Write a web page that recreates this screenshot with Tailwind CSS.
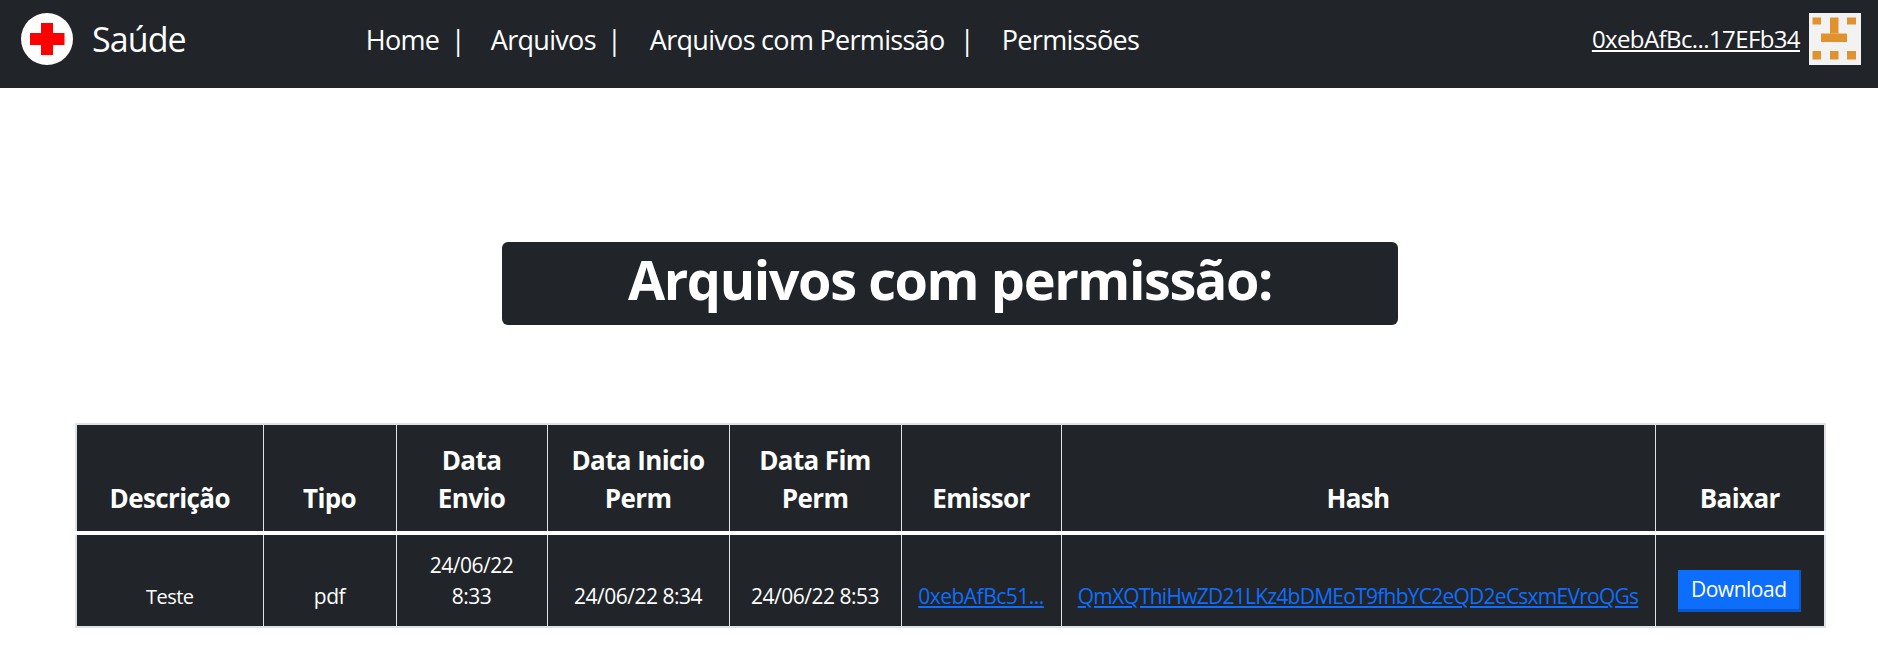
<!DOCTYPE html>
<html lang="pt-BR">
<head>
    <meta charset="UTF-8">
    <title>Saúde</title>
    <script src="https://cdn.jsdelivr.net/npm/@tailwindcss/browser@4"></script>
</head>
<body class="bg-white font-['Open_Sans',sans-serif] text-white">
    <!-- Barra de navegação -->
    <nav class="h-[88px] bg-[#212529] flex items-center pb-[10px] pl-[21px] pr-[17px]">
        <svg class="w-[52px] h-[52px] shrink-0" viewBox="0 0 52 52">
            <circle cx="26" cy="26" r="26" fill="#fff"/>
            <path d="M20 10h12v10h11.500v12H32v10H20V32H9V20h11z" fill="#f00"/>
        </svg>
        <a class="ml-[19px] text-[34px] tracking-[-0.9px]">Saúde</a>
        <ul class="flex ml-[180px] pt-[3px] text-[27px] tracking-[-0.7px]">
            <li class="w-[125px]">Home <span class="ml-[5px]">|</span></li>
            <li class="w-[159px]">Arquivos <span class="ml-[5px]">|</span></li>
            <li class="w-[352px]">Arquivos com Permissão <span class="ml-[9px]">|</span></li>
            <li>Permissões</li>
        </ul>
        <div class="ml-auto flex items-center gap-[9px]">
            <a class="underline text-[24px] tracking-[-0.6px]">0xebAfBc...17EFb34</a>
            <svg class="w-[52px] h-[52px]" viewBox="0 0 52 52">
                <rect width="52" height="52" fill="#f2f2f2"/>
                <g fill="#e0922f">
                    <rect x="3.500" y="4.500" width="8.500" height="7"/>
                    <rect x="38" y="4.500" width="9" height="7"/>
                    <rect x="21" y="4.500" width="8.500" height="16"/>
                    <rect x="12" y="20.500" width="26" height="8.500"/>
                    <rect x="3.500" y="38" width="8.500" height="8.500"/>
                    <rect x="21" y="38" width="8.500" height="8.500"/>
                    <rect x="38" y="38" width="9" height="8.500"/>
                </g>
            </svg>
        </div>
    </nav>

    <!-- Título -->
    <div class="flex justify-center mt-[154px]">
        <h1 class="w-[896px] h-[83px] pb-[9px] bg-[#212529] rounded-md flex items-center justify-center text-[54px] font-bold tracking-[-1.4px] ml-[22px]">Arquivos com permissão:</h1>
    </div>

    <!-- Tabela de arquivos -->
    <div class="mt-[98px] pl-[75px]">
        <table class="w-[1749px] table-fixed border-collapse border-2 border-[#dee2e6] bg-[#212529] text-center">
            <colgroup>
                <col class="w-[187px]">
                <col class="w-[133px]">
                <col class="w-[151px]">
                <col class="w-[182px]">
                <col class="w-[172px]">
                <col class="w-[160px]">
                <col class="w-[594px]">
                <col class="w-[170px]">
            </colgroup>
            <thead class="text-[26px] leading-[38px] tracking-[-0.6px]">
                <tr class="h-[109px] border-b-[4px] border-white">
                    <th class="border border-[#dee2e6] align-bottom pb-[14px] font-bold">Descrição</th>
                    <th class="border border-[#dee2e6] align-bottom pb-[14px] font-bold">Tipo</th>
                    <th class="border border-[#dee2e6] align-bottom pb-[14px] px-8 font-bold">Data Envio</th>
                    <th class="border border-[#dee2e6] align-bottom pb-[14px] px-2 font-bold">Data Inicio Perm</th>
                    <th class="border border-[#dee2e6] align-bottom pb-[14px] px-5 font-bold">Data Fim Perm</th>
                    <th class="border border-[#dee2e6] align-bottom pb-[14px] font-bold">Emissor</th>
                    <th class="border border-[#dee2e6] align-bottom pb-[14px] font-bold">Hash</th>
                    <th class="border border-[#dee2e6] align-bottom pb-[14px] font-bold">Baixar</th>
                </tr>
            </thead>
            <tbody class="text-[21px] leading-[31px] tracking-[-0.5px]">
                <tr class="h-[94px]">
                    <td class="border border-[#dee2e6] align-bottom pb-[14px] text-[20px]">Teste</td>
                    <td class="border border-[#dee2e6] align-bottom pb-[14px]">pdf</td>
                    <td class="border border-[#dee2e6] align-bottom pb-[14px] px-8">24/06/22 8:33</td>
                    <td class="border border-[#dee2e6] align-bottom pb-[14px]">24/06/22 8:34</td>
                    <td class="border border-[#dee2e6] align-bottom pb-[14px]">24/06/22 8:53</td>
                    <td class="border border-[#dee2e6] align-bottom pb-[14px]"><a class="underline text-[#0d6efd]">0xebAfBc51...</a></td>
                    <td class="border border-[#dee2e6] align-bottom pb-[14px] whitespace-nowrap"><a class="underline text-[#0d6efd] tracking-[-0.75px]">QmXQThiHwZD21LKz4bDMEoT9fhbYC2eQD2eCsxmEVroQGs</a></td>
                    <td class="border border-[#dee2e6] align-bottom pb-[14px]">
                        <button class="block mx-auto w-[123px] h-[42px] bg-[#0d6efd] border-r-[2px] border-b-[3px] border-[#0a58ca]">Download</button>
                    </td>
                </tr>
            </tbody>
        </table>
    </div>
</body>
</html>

● ● ●

▶ **Brief**: Leave out the pictures and output the rest of the material exactly as written.

▶ **Answer to this task**:
Write a web page that recreates this screenshot with Tailwind CSS.
<!DOCTYPE html>
<html lang="pt-BR">
<head>
    <meta charset="UTF-8">
    <title>Saúde</title>
    <script src="https://cdn.jsdelivr.net/npm/@tailwindcss/browser@4"></script>
</head>
<body class="bg-white font-['Open_Sans',sans-serif] text-white">
    <!-- Barra de navegação -->
    <nav class="h-[88px] bg-[#212529] flex items-center pb-[10px] pl-[21px] pr-[17px]">
        <svg class="w-[52px] h-[52px] shrink-0" viewBox="0 0 52 52">
            <circle cx="26" cy="26" r="26" fill="#fff"/>
            <path d="M20 10h12v10h11.500v12H32v10H20V32H9V20h11z" fill="#f00"/>
        </svg>
        <a class="ml-[19px] text-[34px] tracking-[-0.9px]">Saúde</a>
        <ul class="flex ml-[180px] pt-[3px] text-[27px] tracking-[-0.7px]">
            <li class="w-[125px]">Home <span class="ml-[5px]">|</span></li>
            <li class="w-[159px]">Arquivos <span class="ml-[5px]">|</span></li>
            <li class="w-[352px]">Arquivos com Permissão <span class="ml-[9px]">|</span></li>
            <li>Permissões</li>
        </ul>
        <div class="ml-auto flex items-center gap-[9px]">
            <a class="underline text-[24px] tracking-[-0.6px]">0xebAfBc...17EFb34</a>
            <svg class="w-[52px] h-[52px]" viewBox="0 0 52 52">
                <rect width="52" height="52" fill="#f2f2f2"/>
                <g fill="#e0922f">
                    <rect x="3.500" y="4.500" width="8.500" height="7"/>
                    <rect x="38" y="4.500" width="9" height="7"/>
                    <rect x="21" y="4.500" width="8.500" height="16"/>
                    <rect x="12" y="20.500" width="26" height="8.500"/>
                    <rect x="3.500" y="38" width="8.500" height="8.500"/>
                    <rect x="21" y="38" width="8.500" height="8.500"/>
                    <rect x="38" y="38" width="9" height="8.500"/>
                </g>
            </svg>
        </div>
    </nav>

    <!-- Título -->
    <div class="flex justify-center mt-[154px]">
        <h1 class="w-[896px] h-[83px] pb-[9px] bg-[#212529] rounded-md flex items-center justify-center text-[54px] font-bold tracking-[-1.4px] ml-[22px]">Arquivos com permissão:</h1>
    </div>

    <!-- Tabela de arquivos -->
    <div class="mt-[98px] pl-[75px]">
        <table class="w-[1749px] table-fixed border-collapse border-2 border-[#dee2e6] bg-[#212529] text-center">
            <colgroup>
                <col class="w-[187px]">
                <col class="w-[133px]">
                <col class="w-[151px]">
                <col class="w-[182px]">
                <col class="w-[172px]">
                <col class="w-[160px]">
                <col class="w-[594px]">
                <col class="w-[170px]">
            </colgroup>
            <thead class="text-[26px] leading-[38px] tracking-[-0.6px]">
                <tr class="h-[109px] border-b-[4px] border-white">
                    <th class="border border-[#dee2e6] align-bottom pb-[14px] font-bold">Descrição</th>
                    <th class="border border-[#dee2e6] align-bottom pb-[14px] font-bold">Tipo</th>
                    <th class="border border-[#dee2e6] align-bottom pb-[14px] px-8 font-bold">Data Envio</th>
                    <th class="border border-[#dee2e6] align-bottom pb-[14px] px-2 font-bold">Data Inicio Perm</th>
                    <th class="border border-[#dee2e6] align-bottom pb-[14px] px-5 font-bold">Data Fim Perm</th>
                    <th class="border border-[#dee2e6] align-bottom pb-[14px] font-bold">Emissor</th>
                    <th class="border border-[#dee2e6] align-bottom pb-[14px] font-bold">Hash</th>
                    <th class="border border-[#dee2e6] align-bottom pb-[14px] font-bold">Baixar</th>
                </tr>
            </thead>
            <tbody class="text-[21px] leading-[31px] tracking-[-0.5px]">
                <tr class="h-[94px]">
                    <td class="border border-[#dee2e6] align-bottom pb-[14px] text-[20px]">Teste</td>
                    <td class="border border-[#dee2e6] align-bottom pb-[14px]">pdf</td>
                    <td class="border border-[#dee2e6] align-bottom pb-[14px] px-8">24/06/22 8:33</td>
                    <td class="border border-[#dee2e6] align-bottom pb-[14px]">24/06/22 8:34</td>
                    <td class="border border-[#dee2e6] align-bottom pb-[14px]">24/06/22 8:53</td>
                    <td class="border border-[#dee2e6] align-bottom pb-[14px]"><a class="underline text-[#0d6efd]">0xebAfBc51...</a></td>
                    <td class="border border-[#dee2e6] align-bottom pb-[14px] whitespace-nowrap"><a class="underline text-[#0d6efd] tracking-[-0.75px]">QmXQThiHwZD21LKz4bDMEoT9fhbYC2eQD2eCsxmEVroQGs</a></td>
                    <td class="border border-[#dee2e6] align-bottom pb-[14px]">
                        <button class="block mx-auto w-[123px] h-[42px] bg-[#0d6efd] border-r-[2px] border-b-[3px] border-[#0a58ca]">Download</button>
                    </td>
                </tr>
            </tbody>
        </table>
    </div>
</body>
</html>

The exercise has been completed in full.